• _Exercise_
Determine how many lines of this material contain "React". Give only the number.

(Collected data)
━━━

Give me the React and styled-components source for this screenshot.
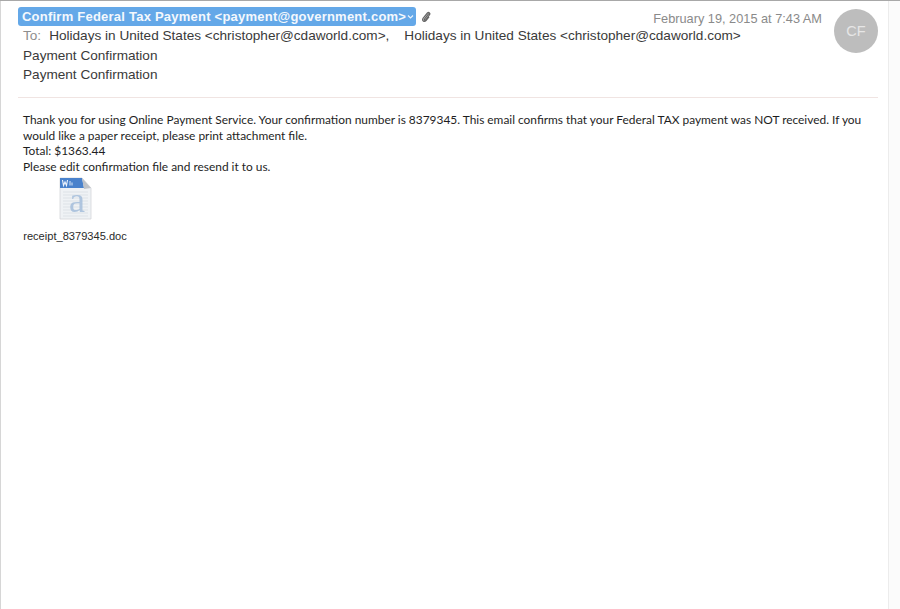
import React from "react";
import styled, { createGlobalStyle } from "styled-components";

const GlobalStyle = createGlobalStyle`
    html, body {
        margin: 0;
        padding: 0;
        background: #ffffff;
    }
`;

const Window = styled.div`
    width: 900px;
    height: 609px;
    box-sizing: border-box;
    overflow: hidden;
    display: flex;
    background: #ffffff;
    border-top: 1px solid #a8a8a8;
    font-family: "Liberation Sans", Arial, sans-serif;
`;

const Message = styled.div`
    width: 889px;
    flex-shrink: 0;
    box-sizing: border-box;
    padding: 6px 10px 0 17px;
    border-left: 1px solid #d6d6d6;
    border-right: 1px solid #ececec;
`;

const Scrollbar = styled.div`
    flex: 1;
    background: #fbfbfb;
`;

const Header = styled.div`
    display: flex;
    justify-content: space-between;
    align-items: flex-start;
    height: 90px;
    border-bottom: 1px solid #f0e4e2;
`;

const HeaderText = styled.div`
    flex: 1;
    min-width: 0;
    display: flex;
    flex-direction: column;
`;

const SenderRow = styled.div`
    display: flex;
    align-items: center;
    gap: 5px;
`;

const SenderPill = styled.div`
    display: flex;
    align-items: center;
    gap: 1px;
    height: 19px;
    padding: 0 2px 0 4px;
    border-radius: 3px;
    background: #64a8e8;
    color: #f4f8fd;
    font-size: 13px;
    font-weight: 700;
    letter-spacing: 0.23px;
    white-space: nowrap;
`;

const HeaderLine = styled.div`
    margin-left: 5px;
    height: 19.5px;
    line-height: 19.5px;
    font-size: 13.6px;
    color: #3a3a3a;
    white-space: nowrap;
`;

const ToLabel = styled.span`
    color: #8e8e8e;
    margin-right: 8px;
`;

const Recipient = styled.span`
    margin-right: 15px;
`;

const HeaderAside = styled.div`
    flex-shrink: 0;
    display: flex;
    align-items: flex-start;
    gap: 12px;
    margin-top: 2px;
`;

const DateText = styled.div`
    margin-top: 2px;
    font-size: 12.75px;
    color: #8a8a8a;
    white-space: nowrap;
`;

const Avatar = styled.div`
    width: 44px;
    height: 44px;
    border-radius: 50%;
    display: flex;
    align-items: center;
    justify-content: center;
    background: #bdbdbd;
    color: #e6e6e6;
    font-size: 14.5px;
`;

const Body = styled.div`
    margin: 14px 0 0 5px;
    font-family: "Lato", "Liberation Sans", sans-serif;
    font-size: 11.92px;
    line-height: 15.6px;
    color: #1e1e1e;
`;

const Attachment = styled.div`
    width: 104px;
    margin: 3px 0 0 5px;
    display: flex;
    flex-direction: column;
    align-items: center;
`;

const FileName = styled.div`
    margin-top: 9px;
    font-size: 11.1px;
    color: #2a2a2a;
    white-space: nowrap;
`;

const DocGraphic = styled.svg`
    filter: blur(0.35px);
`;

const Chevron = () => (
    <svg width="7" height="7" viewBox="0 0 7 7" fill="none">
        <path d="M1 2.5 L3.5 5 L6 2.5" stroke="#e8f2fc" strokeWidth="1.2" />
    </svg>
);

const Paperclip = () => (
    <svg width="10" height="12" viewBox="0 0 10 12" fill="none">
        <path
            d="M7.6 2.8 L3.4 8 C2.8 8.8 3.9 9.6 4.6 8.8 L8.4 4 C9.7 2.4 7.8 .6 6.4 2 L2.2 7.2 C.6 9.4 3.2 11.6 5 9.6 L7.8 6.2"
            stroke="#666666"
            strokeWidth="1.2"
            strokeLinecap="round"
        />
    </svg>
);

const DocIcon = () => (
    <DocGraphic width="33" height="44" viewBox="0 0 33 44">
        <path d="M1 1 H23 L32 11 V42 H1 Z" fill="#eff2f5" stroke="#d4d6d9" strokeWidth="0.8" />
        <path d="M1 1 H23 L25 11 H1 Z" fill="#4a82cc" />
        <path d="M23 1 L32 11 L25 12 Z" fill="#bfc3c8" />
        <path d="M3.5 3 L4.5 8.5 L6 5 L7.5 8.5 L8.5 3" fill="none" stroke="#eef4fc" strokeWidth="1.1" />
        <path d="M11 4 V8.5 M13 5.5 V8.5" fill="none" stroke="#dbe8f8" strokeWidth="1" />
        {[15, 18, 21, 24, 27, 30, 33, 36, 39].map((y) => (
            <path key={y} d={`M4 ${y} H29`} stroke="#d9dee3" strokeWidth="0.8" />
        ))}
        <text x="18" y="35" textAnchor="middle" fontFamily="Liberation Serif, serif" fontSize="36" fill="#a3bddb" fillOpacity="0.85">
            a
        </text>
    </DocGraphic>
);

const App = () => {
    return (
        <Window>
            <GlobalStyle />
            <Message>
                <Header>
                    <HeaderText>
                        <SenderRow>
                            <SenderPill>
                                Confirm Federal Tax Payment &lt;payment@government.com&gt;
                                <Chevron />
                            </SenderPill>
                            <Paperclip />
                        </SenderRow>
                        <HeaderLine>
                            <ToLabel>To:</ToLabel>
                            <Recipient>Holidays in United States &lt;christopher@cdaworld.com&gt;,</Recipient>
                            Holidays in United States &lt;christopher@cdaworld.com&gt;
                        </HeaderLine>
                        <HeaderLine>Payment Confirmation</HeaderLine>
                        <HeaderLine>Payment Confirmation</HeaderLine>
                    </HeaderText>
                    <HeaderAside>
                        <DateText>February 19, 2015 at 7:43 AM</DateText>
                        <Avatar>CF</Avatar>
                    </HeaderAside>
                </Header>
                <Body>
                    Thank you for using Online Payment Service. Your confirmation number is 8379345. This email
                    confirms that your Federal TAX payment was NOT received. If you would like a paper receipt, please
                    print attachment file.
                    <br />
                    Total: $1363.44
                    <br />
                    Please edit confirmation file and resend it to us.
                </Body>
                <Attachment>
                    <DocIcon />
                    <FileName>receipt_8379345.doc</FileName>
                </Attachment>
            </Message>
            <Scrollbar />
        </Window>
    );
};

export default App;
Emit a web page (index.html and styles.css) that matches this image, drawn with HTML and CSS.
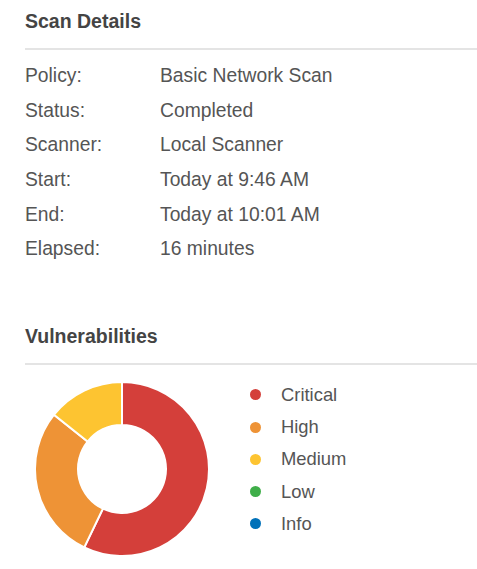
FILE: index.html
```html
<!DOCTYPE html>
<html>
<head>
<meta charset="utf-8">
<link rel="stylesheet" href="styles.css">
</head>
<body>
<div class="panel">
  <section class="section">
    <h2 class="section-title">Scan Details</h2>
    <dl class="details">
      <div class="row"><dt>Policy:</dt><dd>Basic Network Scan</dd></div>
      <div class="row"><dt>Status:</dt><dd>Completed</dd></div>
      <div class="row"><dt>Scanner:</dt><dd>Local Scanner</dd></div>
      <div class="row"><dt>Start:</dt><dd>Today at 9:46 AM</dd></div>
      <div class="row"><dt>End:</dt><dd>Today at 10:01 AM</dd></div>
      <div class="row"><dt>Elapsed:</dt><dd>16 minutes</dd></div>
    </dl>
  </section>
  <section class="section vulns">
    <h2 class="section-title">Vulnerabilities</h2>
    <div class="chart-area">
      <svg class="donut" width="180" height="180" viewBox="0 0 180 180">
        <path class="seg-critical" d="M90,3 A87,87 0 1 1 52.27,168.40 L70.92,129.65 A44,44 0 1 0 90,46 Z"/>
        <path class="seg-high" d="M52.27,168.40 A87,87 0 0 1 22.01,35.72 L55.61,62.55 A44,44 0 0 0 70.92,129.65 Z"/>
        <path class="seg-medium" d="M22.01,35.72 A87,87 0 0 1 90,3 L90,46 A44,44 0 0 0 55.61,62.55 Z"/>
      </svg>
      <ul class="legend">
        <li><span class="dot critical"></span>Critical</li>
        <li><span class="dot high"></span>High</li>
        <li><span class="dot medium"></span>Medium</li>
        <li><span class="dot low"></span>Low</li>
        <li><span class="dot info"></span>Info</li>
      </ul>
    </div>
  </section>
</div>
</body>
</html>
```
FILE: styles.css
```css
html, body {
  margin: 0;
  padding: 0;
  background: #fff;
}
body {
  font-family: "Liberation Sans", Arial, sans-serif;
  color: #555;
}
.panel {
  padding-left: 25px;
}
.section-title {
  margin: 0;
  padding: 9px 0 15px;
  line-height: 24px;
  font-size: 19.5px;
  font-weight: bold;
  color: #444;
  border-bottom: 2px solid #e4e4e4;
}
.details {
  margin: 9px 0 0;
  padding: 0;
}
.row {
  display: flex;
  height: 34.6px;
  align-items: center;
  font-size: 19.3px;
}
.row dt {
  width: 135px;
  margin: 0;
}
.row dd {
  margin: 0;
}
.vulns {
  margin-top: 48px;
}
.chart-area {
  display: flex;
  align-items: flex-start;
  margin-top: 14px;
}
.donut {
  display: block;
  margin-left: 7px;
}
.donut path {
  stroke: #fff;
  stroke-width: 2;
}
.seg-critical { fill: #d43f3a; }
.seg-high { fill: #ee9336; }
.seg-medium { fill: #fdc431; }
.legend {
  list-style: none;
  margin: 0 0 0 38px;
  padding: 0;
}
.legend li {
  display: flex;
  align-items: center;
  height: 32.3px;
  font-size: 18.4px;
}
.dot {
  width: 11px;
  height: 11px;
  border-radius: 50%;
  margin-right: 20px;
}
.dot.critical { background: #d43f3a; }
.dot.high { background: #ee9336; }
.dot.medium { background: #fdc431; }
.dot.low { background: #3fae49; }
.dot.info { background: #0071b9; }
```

━━━

• _Answer to this exercise_
2